All of this doesn't come cheaply, and there are some who will complain, rightly, that a breakfast at Miss Shirley's is unusually expensive. But just as one ought not to eat scrapple or shredded potato and onion hash browns every day, one could carefully pick through Miss Shirley's offerings for less expensive and less extravagant options, like breakfast turkey sausage ($2.99) or a bagel with cream cheese ($2.99), though even those options aren't bargains.
But really, if you're out for breakfast, shouldn't you treat yourself, say with an order of sweet homestyle corn cakes ($3.99), so light they're almost frothy? (These same corn cakes take the place of an English muffin as the cushion for poached eggs napped in hollandaise sauce a la Benedict [$10.99], the most elegant of breakfasts.) Or order with abandon a cone of crispy sweet potato fries ($4.25), deep orange batons hot from the kitchen and served with a tangy mango ketchup and a creamy yellow citrus aioli? (The answer to both questions is yes.)
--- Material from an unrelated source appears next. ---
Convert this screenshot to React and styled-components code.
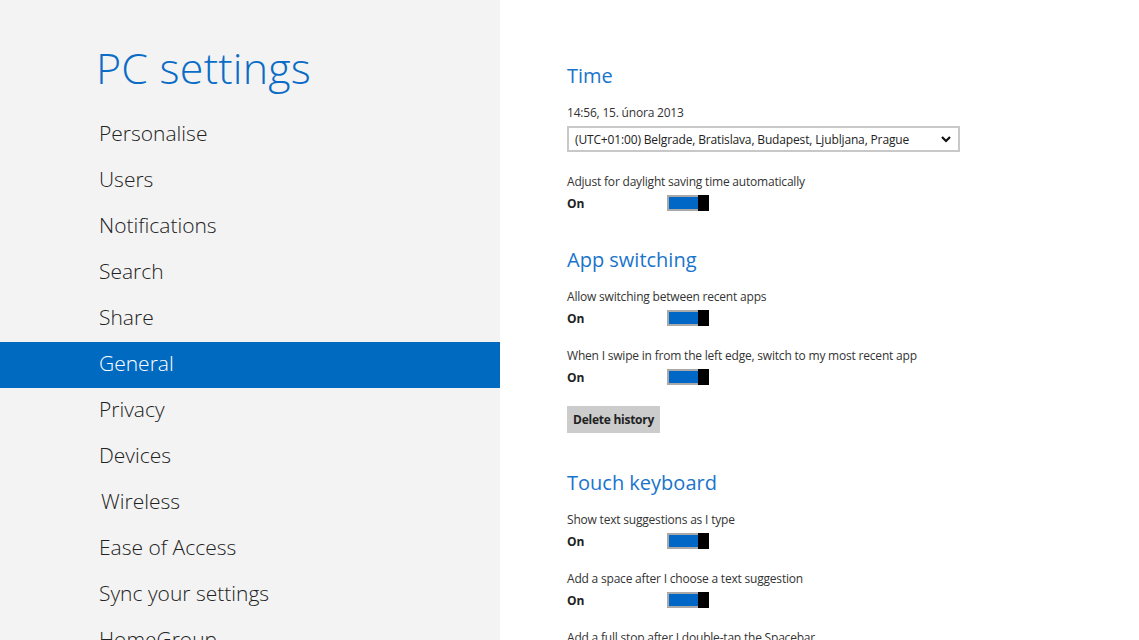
import React from "react";
import styled, { createGlobalStyle } from "styled-components";

const Global = createGlobalStyle`
  html, body {
    margin: 0;
    padding: 0;
    height: 100%;
    overflow: hidden;
  }
  body {
    font-family: "Open Sans", "Noto Sans", "Liberation Sans", sans-serif;
    background: #ffffff;
  }
`;

const Page = styled.div`
  display: flex;
  width: 1139px;
  height: 640px;
  overflow: hidden;
`;

const Side = styled.nav`
  width: 500px;
  flex-shrink: 0;
  background: #f3f3f3;
  display: flex;
  flex-direction: column;
  padding-top: 36px;
`;

const Title = styled.h1`
  margin: 0 0 12px 96px;
  font-size: 43px;
  font-weight: 300;
  color: #0a6cc6;
  line-height: 64px;
  letter-spacing: 0.2px;
`;

const NavItem = styled.div`
  height: 46px;
  box-sizing: border-box;
  display: flex;
  align-items: center;
  padding-left: ${p => p.$indent || 99}px;
  padding-bottom: 4px;
  font-size: 21px;
  font-weight: 300;
  color: ${p => (p.$active ? "#ffffff" : "#222222")};
  background: ${p => (p.$active ? "#006ac1" : "transparent")};
  flex-shrink: 0;
`;

const Main = styled.main`
  flex: 1;
  padding: 61px 0 0 67px;
  display: flex;
  flex-direction: column;
`;

const Section = styled.section`
  display: flex;
  flex-direction: column;
  margin-bottom: ${p => p.$gap || 0}px;
`;

const Heading = styled.h2`
  margin: 0 0 14px;
  font-size: 20px;
  font-weight: 400;
  color: #1a74cc;
  line-height: 30px;
`;

const Label = styled.div`
  font-size: 12px;
  letter-spacing: -0.2px;
  color: #333333;
  line-height: 16px;
  margin-bottom: ${p => p.$mb || 0}px;
`;

const Select = styled.div`
  width: 393px;
  height: 26px;
  box-sizing: border-box;
  border: 2px solid #c8c8c8;
  display: flex;
  align-items: center;
  justify-content: space-between;
  padding: 0 6px 0 6px;
  font-size: 12px;
  letter-spacing: -0.15px;
  color: #222222;
  margin-bottom: 22px;
`;

const ToggleRow = styled.div`
  display: flex;
  align-items: center;
  height: 18px;
  margin-top: 4px;
  margin-bottom: ${p => p.$mb || 0}px;
`;

const State = styled.span`
  width: 100px;
  font-size: 12px;
  font-weight: 700;
  color: #222222;
`;

const Toggle = styled.div`
  width: 42px;
  height: 16px;
  box-sizing: border-box;
  display: flex;
  background: #000000;
`;

const Track = styled.div`
  flex: 1;
  border: 2px solid #a9a9a9;
  border-right: none;
  background: #0067c6;
`;

const Thumb = styled.div`
  width: 11px;
  background: #000000;
`;

const Button = styled.button`
  align-self: flex-start;
  height: 27px;
  padding: 0 6px;
  border: none;
  background: #cccccc;
  font-family: inherit;
  font-size: 12px;
  letter-spacing: -0.25px;
  font-weight: 700;
  color: #222222;
`;

const Chevron = () => (
  <svg width="12" height="10" viewBox="0 0 12 10">
    <path d="M2 3 L6 7 L10 3" fill="none" stroke="#111" strokeWidth="2.2" />
  </svg>
);

const Switch = ({ mb }) => (
  <ToggleRow $mb={mb}>
    <State>On</State>
    <Toggle>
      <Track />
      <Thumb />
    </Toggle>
  </ToggleRow>
);

const navItems = [
  "Personalise",
  "Users",
  "Notifications",
  "Search",
  "Share",
  "General",
  "Privacy",
  "Devices",
  "Wireless",
  "Ease of Access",
  "Sync your settings",
  "HomeGroup",
];

export default function App() {
  return (
    <Page>
      <Global />
      <Side>
        <Title>PC settings</Title>
        {navItems.map(n => (
          <NavItem key={n} $active={n === "General"} $indent={n === "Wireless" ? 101 : 99}>
            {n}
          </NavItem>
        ))}
      </Side>
      <Main>
        <Section $gap={33}>
          <Heading>Time</Heading>
          <Label $mb={5}>14:56, 15. února 2013</Label>
          <Select>
            <span>(UTC+01:00) Belgrade, Bratislava, Budapest, Ljubljana, Prague</span>
            <Chevron />
          </Select>
          <Label>Adjust for daylight saving time automatically</Label>
          <Switch />
        </Section>
        <Section $gap={35}>
          <Heading>App switching</Heading>
          <Label>Allow switching between recent apps</Label>
          <Switch mb={21} />
          <Label>When I swipe in from the left edge, switch to my most recent app</Label>
          <Switch mb={20} />
          <Button>Delete history</Button>
        </Section>
        <Section>
          <Heading>Touch keyboard</Heading>
          <Label>Show text suggestions as I type</Label>
          <Switch mb={21} />
          <Label>Add a space after I choose a text suggestion</Label>
          <Switch mb={21} />
          <Label>Add a full stop after I double-tap the Spacebar</Label>
        </Section>
      </Main>
    </Page>
  );
}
For those who can't decide, benne seed chicken 'n' waffles ($12.99) bridges the divide between breakfast and lunch (available after 11:30 a.m.), and though Miss Shirley's version is modified somewhat from its soul food origins, substituting boneless chicken breast pieces for wings and adding cheddar and green onion to the waffles, the result is still a savory comfort-food pleasure. The restaurant also updates the classic club sandwich with a Cape Cod version (market price) boasting layers of sliced lobster, avocado, and bacon, spread with Old Bay remoulade. It's a tasty combo, but if pressed, I'm not sure I would have identified the lobster, which gets overwhelmed by the fine bacon and Old Bay.
Only the Southern slammer ($7.99), fried green tomatoes, bacon, avocado, cheddar, and egg on pumpernickel, fell short. "I got the loser meal," the diner who ordered it lamented. The problem was greasiness, a result of too much butter, bacon, and fried egg. The mascarpone, cream, and chive-spiked savory grits ($4.99) ordered as a side, however, went a long way to make amends, as did the superb service handled by a veteran who kept cups full of warm drinks, offered welcome suggestions, and overall, let his customers set the pace of the meal.
Miss Shirley's downtown location mimics the same warm brown, red, and gold tones of the Alonso-ville location, but because the space is smaller, the whole room feels cozier, and two sides of wraparound windows fill the room with light. And while our server confided that the restaurant still wasn't too busy for weekday breakfast, by 1:00, the room was bustling with lunch business. I'm also betting that once the weather warms and the restaurant starts offering breakfast on the weekends (scheduled tentatively for April 2009), the place will be packed. It should be.